Effective sales coaching can have a huge impact on your business. The biggest benefit of sales coaching is its contribution to revenue.
- Research shows that successful sales coaching programs increased average deal size, sales activity, win rates, and new leads by 25%-40%.
- Companies with a formal sales coaching strategy reach 91% quota attainment, on average.
Unfortunately, many sales leaders may be aware that their managers need to spend more time coaching, but formal programs tend to be poorly executed or non-existent.
Gartner research reveals that many organizations lack effective coaching.
- Only 40% of sales professionals report a well-established coaching culture at their organization.

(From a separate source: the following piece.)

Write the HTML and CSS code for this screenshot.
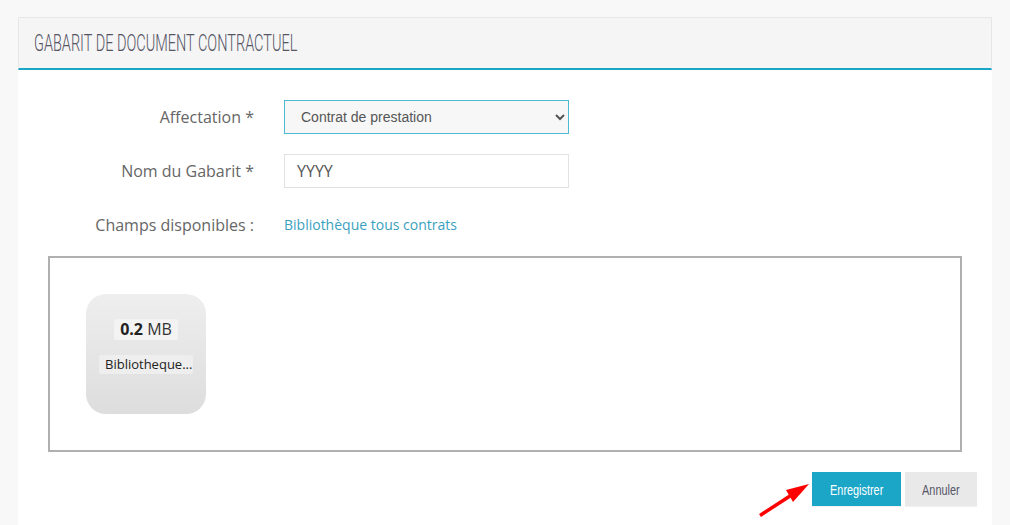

- Just 42% say sales managers at their organization are actually held accountable for providing good coaching.
The takeaway is clear: organizations aiming for improved performance and revenue growth must invest in high-quality coaching, both in terms of quantity and quality.
In this guide, we’ll help you enhance your coaching practices by focusing on high-impact sales coaching activities. We’ll highlight five best practices that can significantly enhance your sales teams’ ability and willingness to perform at higher levels.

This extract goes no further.